In 2010, the self-proclaimed "Kabyle Provisional Government" in exile (ANAVAD - Anavaḍ Aqvayli Uεḍil) was created with Ferhat Mehenni as its leader . 

The ANAVAD wanted a new flag to represent the Kabyle nation and so on 19 November 2012, a search for a Kabyle flag was announced by the Council Ministers of the ANAVAD and on 20 February 2013, a call for proposals on the Kabyle flag was created. 

The ANAVAD wanted the Kabyle flag to be based on the universal Amazigh flag and on 10 March 2015 the Kabyle flag was decided by a Presidential Decree and published in the official gazette of the ANAVAD.

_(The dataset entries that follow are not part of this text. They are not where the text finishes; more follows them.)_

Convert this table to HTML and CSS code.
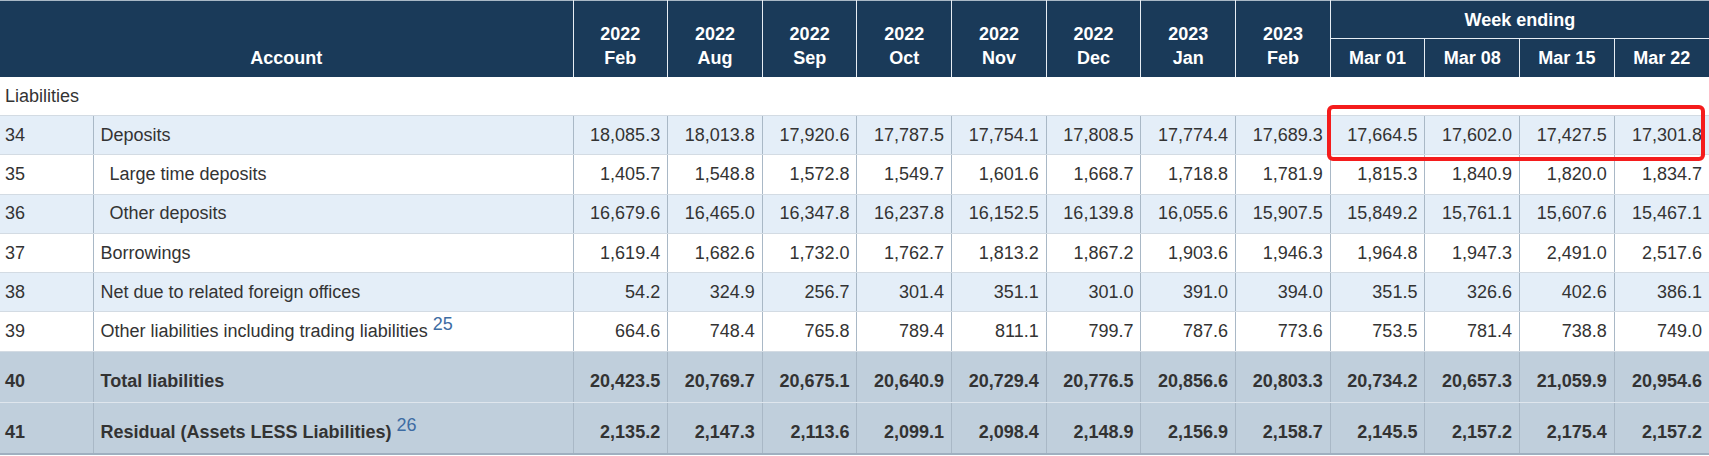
FILE: index.html
```html
<!DOCTYPE html>
<html lang="en">
<head>
<meta charset="utf-8">
<title>Liabilities</title>
<link rel="stylesheet" href="styles.css">
</head>
<body>
<div class="wrap">
<table class="data">
  <colgroup>
    <col class="c-num"><col class="c-acct">
    <col><col><col><col><col><col><col><col><col><col><col><col>
  </colgroup>
  <thead>
    <tr class="h1">
      <th colspan="2" rowspan="2" class="h-acct">Account</th>
      <th rowspan="2">2022<br>Feb</th>
      <th rowspan="2">2022<br>Aug</th>
      <th rowspan="2">2022<br>Sep</th>
      <th rowspan="2">2022<br>Oct</th>
      <th rowspan="2">2022<br>Nov</th>
      <th rowspan="2">2022<br>Dec</th>
      <th rowspan="2">2023<br>Jan</th>
      <th rowspan="2">2023<br>Feb</th>
      <th colspan="4" class="h-week">Week ending</th>
    </tr>
    <tr class="h2">
      <th>Mar 01</th>
      <th>Mar 08</th>
      <th>Mar 15</th>
      <th>Mar 22</th>
    </tr>
  </thead>
  <tbody>
    <tr class="section"><td colspan="14">Liabilities</td></tr>
    <tr class="row alt">
      <td class="num">34</td><td class="acct">Deposits</td>
      <td>18,085.3</td><td>18,013.8</td><td>17,920.6</td><td>17,787.5</td><td>17,754.1</td><td>17,808.5</td><td>17,774.4</td><td>17,689.3</td><td>17,664.5</td><td>17,602.0</td><td>17,427.5</td><td>17,301.8</td>
    </tr>
    <tr class="row">
      <td class="num">35</td><td class="acct sub">Large time deposits</td>
      <td>1,405.7</td><td>1,548.8</td><td>1,572.8</td><td>1,549.7</td><td>1,601.6</td><td>1,668.7</td><td>1,718.8</td><td>1,781.9</td><td>1,815.3</td><td>1,840.9</td><td>1,820.0</td><td>1,834.7</td>
    </tr>
    <tr class="row alt">
      <td class="num">36</td><td class="acct sub">Other deposits</td>
      <td>16,679.6</td><td>16,465.0</td><td>16,347.8</td><td>16,237.8</td><td>16,152.5</td><td>16,139.8</td><td>16,055.6</td><td>15,907.5</td><td>15,849.2</td><td>15,761.1</td><td>15,607.6</td><td>15,467.1</td>
    </tr>
    <tr class="row">
      <td class="num">37</td><td class="acct">Borrowings</td>
      <td>1,619.4</td><td>1,682.6</td><td>1,732.0</td><td>1,762.7</td><td>1,813.2</td><td>1,867.2</td><td>1,903.6</td><td>1,946.3</td><td>1,964.8</td><td>1,947.3</td><td>2,491.0</td><td>2,517.6</td>
    </tr>
    <tr class="row alt">
      <td class="num">38</td><td class="acct">Net due to related foreign offices</td>
      <td>54.2</td><td>324.9</td><td>256.7</td><td>301.4</td><td>351.1</td><td>301.0</td><td>391.0</td><td>394.0</td><td>351.5</td><td>326.6</td><td>402.6</td><td>386.1</td>
    </tr>
    <tr class="row">
      <td class="num">39</td><td class="acct">Other liabilities including trading liabilities <sup class="fn">25</sup></td>
      <td>664.6</td><td>748.4</td><td>765.8</td><td>789.4</td><td>811.1</td><td>799.7</td><td>787.6</td><td>773.6</td><td>753.5</td><td>781.4</td><td>738.8</td><td>749.0</td>
    </tr>
    <tr class="row total">
      <td class="num">40</td><td class="acct">Total liabilities</td>
      <td>20,423.5</td><td>20,769.7</td><td>20,675.1</td><td>20,640.9</td><td>20,729.4</td><td>20,776.5</td><td>20,856.6</td><td>20,803.3</td><td>20,734.2</td><td>20,657.3</td><td>21,059.9</td><td>20,954.6</td>
    </tr>
    <tr class="row total last">
      <td class="num">41</td><td class="acct">Residual (Assets LESS Liabilities) <sup class="fn">26</sup></td>
      <td>2,135.2</td><td>2,147.3</td><td>2,113.6</td><td>2,099.1</td><td>2,098.4</td><td>2,148.9</td><td>2,156.9</td><td>2,158.7</td><td>2,145.5</td><td>2,157.2</td><td>2,175.4</td><td>2,157.2</td>
    </tr>
  </tbody>
</table>
<div class="highlight"></div>
</div>
</body>
</html>
```

FILE: styles.css
```css
html, body {
  margin: 0;
  padding: 0;
  background: #ffffff;
}

body {
  font-family: "Liberation Sans", Arial, sans-serif;
  font-size: 18px;
  color: #333333;
}

.wrap {
  position: relative;
  width: 1709px;
}

.data {
  width: 1709px;
  border-collapse: collapse;
  table-layout: fixed;
  border-top: 1px solid #a9b8c6;
  border-bottom: 2px solid #9fb0c0;
}

.c-num { width: 93px; }
.c-acct { width: 480px; }

.data th {
  background: #1a3a59;
  color: #ffffff;
  font-weight: bold;
  line-height: 24px;
  padding: 0 4px;
  text-align: center;
  border-left: 1px solid #e6edf4;
  border-right: 1px solid #e6edf4;
}

.h1 th {
  vertical-align: bottom;
  padding-bottom: 7px;
}

.h1 th.h-acct {
  border-left: none;
}

.h1 th.h-week {
  height: 37px;
  padding: 0;
  vertical-align: middle;
  border-bottom: 1px solid #e6edf4;
}

.h2 th {
  height: 38px;
  padding: 0 4px;
  vertical-align: middle;
}

.data th:last-child {
  border-right: none;
}

.section td {
  height: 38px;
  padding: 0 5px;
  background: #ffffff;
  border-bottom: 1px solid #d3dbe3;
  vertical-align: middle;
}

.row td {
  height: 38.3px;
  padding: 0 7px 0 7px;
  text-align: right;
  vertical-align: middle;
  border-left: 1px solid #a9b8c6;
  border-bottom: 1px solid #d3dbe3;
  white-space: nowrap;
}

.row td.num {
  text-align: left;
  padding-left: 5px;
  border-left: none;
}

.row td.acct {
  text-align: left;
  padding-left: 7px;
}

.row td.acct.sub {
  padding-left: 16px;
}

.row.alt td {
  background: #e4eef8;
}

.row.total td {
  height: 40px;
  padding-top: 10px;
  background: #c0cfdc;
  font-weight: bold;
  border-bottom: 1px solid #dfe6ed;
}

.row.total.last td {
  height: 40px;
  border-bottom: none;
}

.fn {
  font-size: 18px;
  font-weight: normal;
  color: #3d6ca3;
  vertical-align: 7px;
  line-height: 0;
}

.highlight {
  position: absolute;
  left: 1327px;
  top: 105px;
  width: 370px;
  height: 48px;
  border: 4px solid #f41c1c;
  border-radius: 6px;
  pointer-events: none;
}
```
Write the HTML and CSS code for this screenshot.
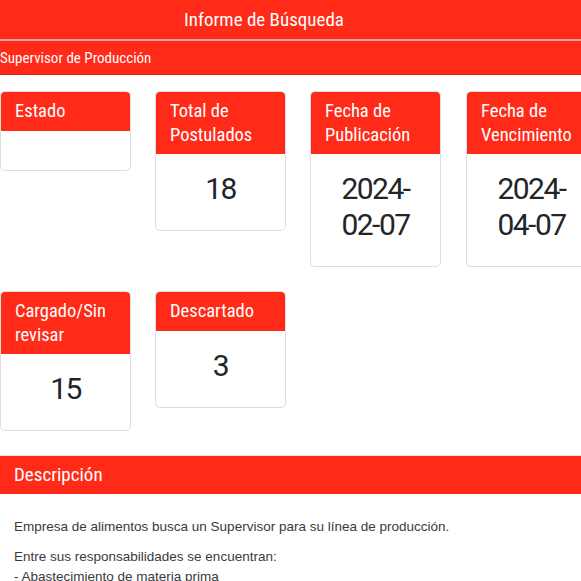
FILE: index.html
```html
<!DOCTYPE html>
<html lang="es">
<head>
<meta charset="utf-8">
<title>Informe de Búsqueda</title>
<link rel="stylesheet" href="styles.css">
</head>
<body>
<div class="page">
  <header class="topbar">
    <h1 class="title">Informe de Búsqueda</h1>
  </header>
  <div class="subbar">Supervisor de Producción</div>

  <section class="cards">
    <div class="card">
      <div class="card-head">Estado</div>
      <div class="card-body card-body--empty"></div>
    </div>
    <div class="card">
      <div class="card-head">Total de Postulados</div>
      <div class="card-body">18</div>
    </div>
    <div class="card">
      <div class="card-head">Fecha de Publicación</div>
      <div class="card-body">2024-<br>02-07</div>
    </div>
    <div class="card">
      <div class="card-head">Fecha de Vencimiento</div>
      <div class="card-body">2024-<br>04-07</div>
    </div>
    <div class="card">
      <div class="card-head">Cargado/Sin revisar</div>
      <div class="card-body">15</div>
    </div>
    <div class="card">
      <div class="card-head">Descartado</div>
      <div class="card-body">3</div>
    </div>
  </section>

  <section class="desc">
    <h2 class="desc-head">Descripción</h2>
    <div class="desc-body">
      <p>Empresa de alimentos busca un Supervisor para su línea de producción.</p>
      <p>Entre sus responsabilidades se encuentran:<br>- Abastecimiento de materia prima<br>- Control de calidad</p>
    </div>
  </section>
</div>
</body>
</html>
```

FILE: styles.css
```css
html, body {
  margin: 0;
  padding: 0;
  background: #ffffff;
  overflow: hidden;
}

.page {
  width: 640px;
  font-family: "Roboto Condensed", "Liberation Sans Narrow", "Arial Narrow", sans-serif;
}

.topbar {
  background: #ff2a18;
  height: 39px;
  border-bottom: 2px solid #e9a59c;
  width: 581px;
}

.title {
  margin: 0;
  width: 528px;
  text-align: center;
  color: #ffffff;
  font-weight: 400;
  font-size: 19px;
  line-height: 40px;
}

.subbar {
  background: #ff2a18;
  color: #ffffff;
  font-size: 15px;
  height: 33px;
  line-height: 34px;
  border-bottom: 1px solid #d8261a;
}

.cards {
  display: flex;
  flex-wrap: wrap;
  align-items: flex-start;
  column-gap: 24px;
  row-gap: 24px;
  padding: 16px 0 0 0;
  width: 620px;
}

.card {
  width: 129px;
  border: 1px solid #dedede;
  border-radius: 5px;
  overflow: hidden;
  background: #ffffff;
}

.card:nth-child(4) {
  margin-left: 1px;
}

.card-head {
  background: #ff2a18;
  color: #ffffff;
  font-size: 18.5px;
  line-height: 23.5px;
  padding: 8px 14px 7px 14px;
}

.card-body {
  text-align: center;
  color: #212529;
  font-family: "Roboto", "Liberation Sans", sans-serif;
  font-size: 30px;
  letter-spacing: -1.5px;
  line-height: 36px;
  padding: 17px 0 23px 0;
}

.card-body--empty {
  padding: 0;
  height: 39px;
}

.desc {
  margin-top: 25px;
  width: 620px;
}

.desc-head {
  margin: 0;
  background: #ff2a18;
  color: #ffffff;
  font-weight: 400;
  font-size: 19px;
  height: 38px;
  line-height: 38px;
  padding-left: 14px;
  box-shadow: 0 -1px 0 #e6e6e6;
}

.desc-body {
  padding: 23px 14px 0 14px;
  font-family: "Liberation Sans", Arial, sans-serif;
  font-size: 13.5px;
  line-height: 20px;
  color: #3a3a3a;
}

.desc-body p {
  margin: 0 0 10px 0;
}
```
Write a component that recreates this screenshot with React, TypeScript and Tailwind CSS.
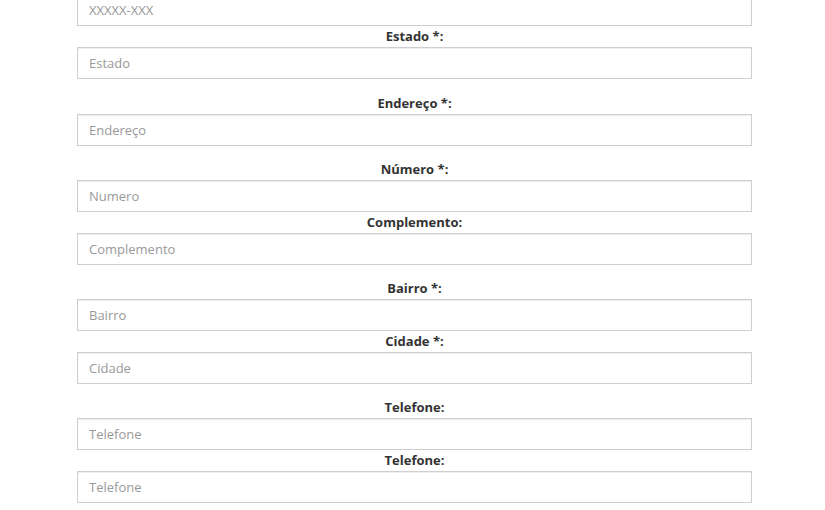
import React from "react";

type Field = { label?: string; placeholder: string; gap?: string };

const fields: Field[] = [
  { placeholder: "XXXXX-XXX" },
  { label: "Estado *:", placeholder: "Estado", gap: "mb-[14px]" },
  { label: "Endereço *:", placeholder: "Endereço", gap: "mb-[13px]" },
  { label: "Número *:", placeholder: "Numero" },
  { label: "Complemento:", placeholder: "Complemento", gap: "mb-[13px]" },
  { label: "Bairro *:", placeholder: "Bairro" },
  { label: "Cidade *:", placeholder: "Cidade", gap: "mb-[13px]" },
  { label: "Telefone:", placeholder: "Telefone" },
  { label: "Telefone:", placeholder: "Telefone" },
];

export default function App() {
  return (
    <div
      className="w-[825px] h-[510px] overflow-hidden bg-white"
      style={{ fontFamily: '"Open Sans", "Noto Sans", sans-serif' }}
    >
      <div className="ml-[77px] w-[675px] mt-[-6px] flex flex-col">
        {fields.map((f, i) => (
          <div key={i} className={f.gap ?? ""}>
            {f.label && (
              <label className="block text-center text-[13px] font-bold leading-[21px] text-[#333]">
                {f.label}
              </label>
            )}
            <input
              type="text"
              placeholder={f.placeholder}
              className="block w-full h-[32px] border border-[#cfcfcf] bg-white px-[11px] text-[13px] text-[#555] placeholder:text-[#999] shadow-[inset_0_1px_1px_rgba(0,0,0,0.075)] outline-none"
            />
          </div>
        ))}
      </div>
    </div>
  );
}
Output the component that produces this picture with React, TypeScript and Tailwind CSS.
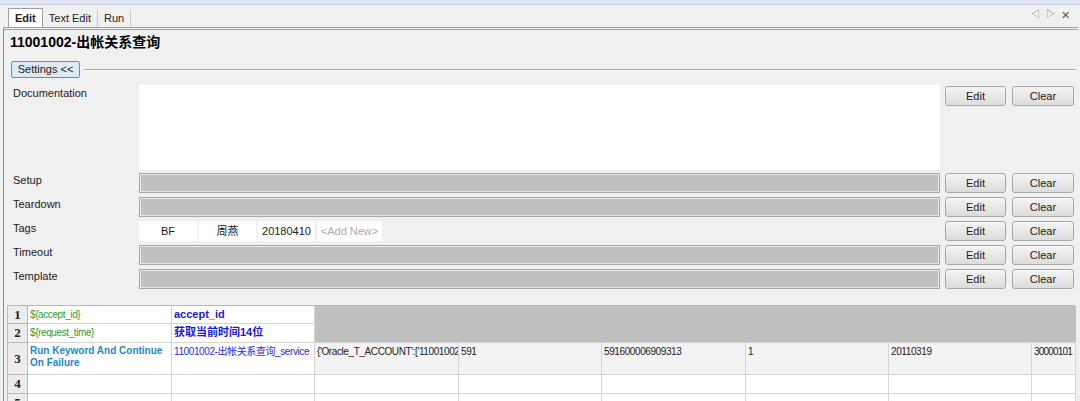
import React from "react";

const F = { fontFamily: '"Liberation Sans", "Noto Sans CJK SC", sans-serif' };

function Btn({ children }: { children: React.ReactNode }) {
  return (
    <div className="h-[20px] flex items-center justify-center rounded-[3px] border border-[#a8a8a8] bg-gradient-to-b from-[#f4f4f4] to-[#dcdcdc] text-[11px] text-[#222]">
      {children}
    </div>
  );
}

function Buttons() {
  return (
    <div className="grid grid-cols-[61px_62px] gap-[6px] ml-[5px]">
      <Btn>Edit</Btn>
      <Btn>Clear</Btn>
    </div>
  );
}

function Row({ label, children, h = 20 }: { label: string; children: React.ReactNode; h?: number }) {
  return (
    <div className="flex items-start">
      <div className="w-[129px] pl-[3px] text-[11px] text-[#222] leading-[14px]">{label}</div>
      <div className="w-[801px]" style={{ height: h }}>{children}</div>
      <Buttons />
    </div>
  );
}

function GrayField() {
  return <div className="h-full border border-[#a8a8a8] bg-[#c0c0c0] shadow-[inset_0_0_0_1px_#e8e8e8]" />;
}

export default function App() {
  const cols = "grid-cols-[20px_144px_143px_144px_143px_144px_143px_143px_44px]";
  const cell = "border-r border-b border-[#d4d4d4] text-[10px] px-[2px] leading-[12px] overflow-hidden";
  const nw = "whitespace-nowrap tracking-[-0.4px]";
  const rh = "border-r border-b border-[#b8b8b8] bg-[#ececec] flex items-center justify-center font-bold text-[13px]";
  const serif = { fontFamily: '"Liberation Serif", serif' };
  return (
    <div className="w-[1080px] h-[401px] overflow-hidden bg-[#f0f0f0] text-[#222]" style={F}>
      <div className="h-[5px] bg-[#e4e6f4] border-b border-[#c7cade]" />
      <div className="h-[22px] flex items-end pl-[8px] pr-[8px] relative">
        <div className="flex items-end text-[11px]">
          <div className="h-[19px] px-[6px] bg-white border border-b-0 border-[#a0a0a0] font-bold flex items-center">Edit</div>
          <div className="h-[17px] px-[6px] flex items-center border-r border-[#c8c8c8]">Text Edit</div>
          <div className="h-[17px] px-[6px] flex items-center border-r border-[#c8c8c8]">Run</div>
        </div>
        <div className="ml-auto flex items-center gap-[6px] mb-[4px] mr-[2px] text-[#777] text-[9px]">
          <span>◁</span>
          <span>▷</span>
          <span className="text-[11px] text-[#555]">✕</span>
        </div>
      </div>
      <div className="ml-[3px] mr-[2px] border-t-[3px] border-double border-[#a0a0a0] border-l border-l-[#8a8a8a] h-[380px]">
        <div className="pl-[6px] pt-[3px] text-[14px] font-bold leading-[18px] text-black">11001002-出帐关系查询</div>
        <div className="flex items-center pl-[7px] mt-[10px]">
          <div className="h-[17px] w-[69px] flex items-center justify-center whitespace-nowrap rounded-[2px] border border-[#3c9bd8] bg-[#dde9f4] text-[11px]">Settings &lt;&lt;</div>
          <div className="flex-1 ml-[4px] mr-[2px] h-[2px] border-t border-[#a8a8a8] border-b border-b-white" />
        </div>
        <div className="pl-[6px] mt-[7px]">
          <div className="flex items-start">
            <div className="w-[129px] pl-[3px] text-[11px] leading-[14px] pt-[1px]">Documentation</div>
            <div className="w-[801px] h-[85px] bg-white" />
            <div className="mt-[1px]"><Buttons /></div>
          </div>
          <div className="flex flex-col gap-[4px] mt-[3px]">
            <Row label="Setup"><GrayField /></Row>
            <Row label="Teardown"><GrayField /></Row>
            <Row label="Tags">
              <div className="flex h-full gap-[2px] text-[11px]">
                <div className="w-[58px] bg-white flex items-center justify-center">BF</div>
                <div className="w-[57px] bg-white flex items-center justify-center">周燕</div>
                <div className="w-[57px] bg-white flex items-center justify-center">20180410</div>
                <div className="w-[65px] bg-white flex items-center justify-center whitespace-nowrap text-[#aaa]">&lt;Add New&gt;</div>
              </div>
            </Row>
            <Row label="Timeout"><GrayField /></Row>
            <Row label="Template"><GrayField /></Row>
          </div>
        </div>
        <div className={`mt-[16px] ml-[3px] w-[1068px] grid ${cols} grid-rows-[18px_19px_32px_19px_19px] border-t border-l border-[#b8b8b8]`}>
          <div className={`${rh} col-start-1 row-start-1`} style={serif}>1</div>
          <div className={`${cell} ${nw} col-start-2 row-start-1 bg-white text-[#2f9a3a] pt-[3px]`}>{"${accept_id}"}</div>
          <div className={`${cell} whitespace-nowrap col-start-3 row-start-1 bg-white text-[#1818d8] font-bold text-[11px] pt-[2px]`}>accept_id</div>
          <div className="col-start-4 col-span-6 row-start-1 row-span-2 bg-[#c0c0c0] border-b border-[#d4d4d4]" />
          <div className={`${rh} col-start-1 row-start-2`} style={serif}>2</div>
          <div className={`${cell} ${nw} col-start-2 row-start-2 bg-white text-[#2f9a3a] pt-[3px]`}>{"${request_time}"}</div>
          <div className={`${cell} whitespace-nowrap col-start-3 row-start-2 bg-white text-[#1818d8] font-bold text-[11px] pt-[2px]`}>获取当前时间14位</div>
          <div className={`${rh} col-start-1 row-start-3`} style={serif}>3</div>
          <div className={`${cell} bg-white text-[#1f86c9] font-bold pt-[2px]`}>Run Keyword And Continue On Failure</div>
          <div className={`${cell} ${nw} bg-white text-[#2b2bdc] pt-[3px]`}>11001002-出帐关系查询_service</div>
          <div className={`${cell} ${nw} bg-[#f3f3f3] pt-[3px]`}>{"{'Oracle_T_ACCOUNT':['11001002,"}</div>
          <div className={`${cell} ${nw} bg-[#f3f3f3] pt-[3px]`}>591</div>
          <div className={`${cell} ${nw} bg-[#f3f3f3] pt-[3px]`}>591600006909313</div>
          <div className={`${cell} ${nw} bg-[#f3f3f3] pt-[3px]`}>1</div>
          <div className={`${cell} ${nw} bg-[#f3f3f3] pt-[3px]`}>20110319</div>
          <div className={`${cell} whitespace-nowrap tracking-[-0.8px] bg-[#f3f3f3] pt-[3px] px-[1px]`}>30000101</div>
          <div className={rh} style={serif}>4</div>
          {Array.from({ length: 8 }).map((_, i) => (
            <div key={`a${i}`} className={`${cell} bg-white`} />
          ))}
          <div className={rh} style={serif}>5</div>
          {Array.from({ length: 8 }).map((_, i) => (
            <div key={`b${i}`} className={`${cell} bg-white`} />
          ))}
        </div>
      </div>
    </div>
  );
}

It consists of 6 articles which are as follows:

Article 1.
The Anay Unṣiv Aqvayli, the official flag of Kabylia, shall be as follows.
Article 1.1. The flag is made of the two national colours, arranged in vertical stripes of equal dimensions, so that azure (liberty blue) is at hoist and or (Kabylia yellow) is at fly.
Article 1.2. The proportions of the flag are 3:5 - 3 units for the hoist and 5 units for the fly, the base unit being the height of letter Aza.
Article 1.3. The belonging of Kabylia to the Amazigh great family is highlighted by a letter Aza Gules (red for life and aspiration to serve the homeland), centered at equal distance of the flag's top and bottom and at equal distance of the flag's lateral borders.
Article 1.4. The letter Aza is supported, all along its height and starting from its base, by two crossed olive branches. The lozenge leaves are ten per branch, by pairs, except at the top and bottom; they are representing in turn with two circles apart from each other, forming eight olives per branch, emphasizing the attachment of the Kabyles to the olive-tree, their nourishing tree. The branch on the blue stripe is yellow while the branch on the golden stripe is blue.

Article 2.
The specimen attached to this Decree is the definitive model of the flag.

Article 3.
The flag described in the previous Articles, whose specimen is attached to this Decree, is proclaimed Anay Unṣiv Aqvayli.
Article 3.1. The flag shall be the Kabyle national emblem until the election of a Kabyle Constituent Assembly, which will decide of its preservation or re-assessment.
Article 3.2. The Kabyle flag shall be hoisted in all official meetings of the ANAVAD, of the MAK and of the ANAVAD Network.
Article 3.3. The Kabyle official flag shall be hoisted in all demonstrations of the resistance of the Kabyle people to the Algerian colonial power.

Article 4.
Kabylia has two brother flags: its proper official flag, prescribed by this Decree, and the flag common to all the Amazigh Race, elaborated by the Berber Academy and called the "Amazigh flag".

Article 5.
The members of the Kabyle Provisional Government are commissioned, everyone in his domain of competence, to officially use the flag and to exploit its colours in the logotype of their respective services.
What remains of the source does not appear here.